Thursday, January 21, 2016

ever have one of those days?


Most of the time I love my job, but every once in a while, there is a situation that really makes me wonder about my sanity.  This year has been really rough with a new teaching situation.  I am not specially trained to deal with special education students and all their special needs, yet I was given a special ed class to teach.  Not asked, not prepared, just given this class and then the special ed teacher that is supposed to be working with me got sick and has only been there 2 days.  I've had 9 different subs at the beginning of the year and after much complaining on my part, there is finally a qualified sub in for the rest of the year.

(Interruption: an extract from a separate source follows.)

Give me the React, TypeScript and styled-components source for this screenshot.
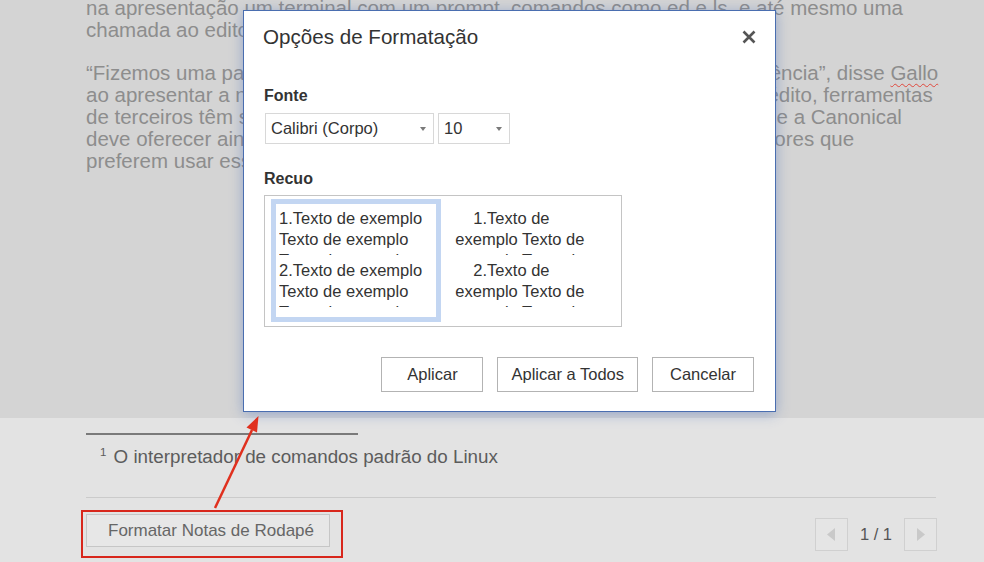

I've done the best I can with everything I could find myself by reading books, internet articles and talking to anyone and everyone who would listen to me.  I've tried to modify the curriculum to meet the diverse needs of these students.  The most crazy part about this class is there are 12 special ed students, 11 honors students and 8 regular ed students.  Quite the combination for a high school science class.  I think anyone who is a teacher would agree this class might challenge the best teacher.  At first, I took it as a compliment that the administration thought I was the best teacher to give me such a challenge, now I'm not so sure.

I think I need to remind myself to focus on the positive things that have happened this year, rather than the little setbacks.  These past couple of days I've had one difficult student who has really made life difficult for me and it's taken my focus off all of the positive changes I've seen in some of the other students.  Sometimes that's hard to do, but my focus today will be the 11 other special ed students who are successful.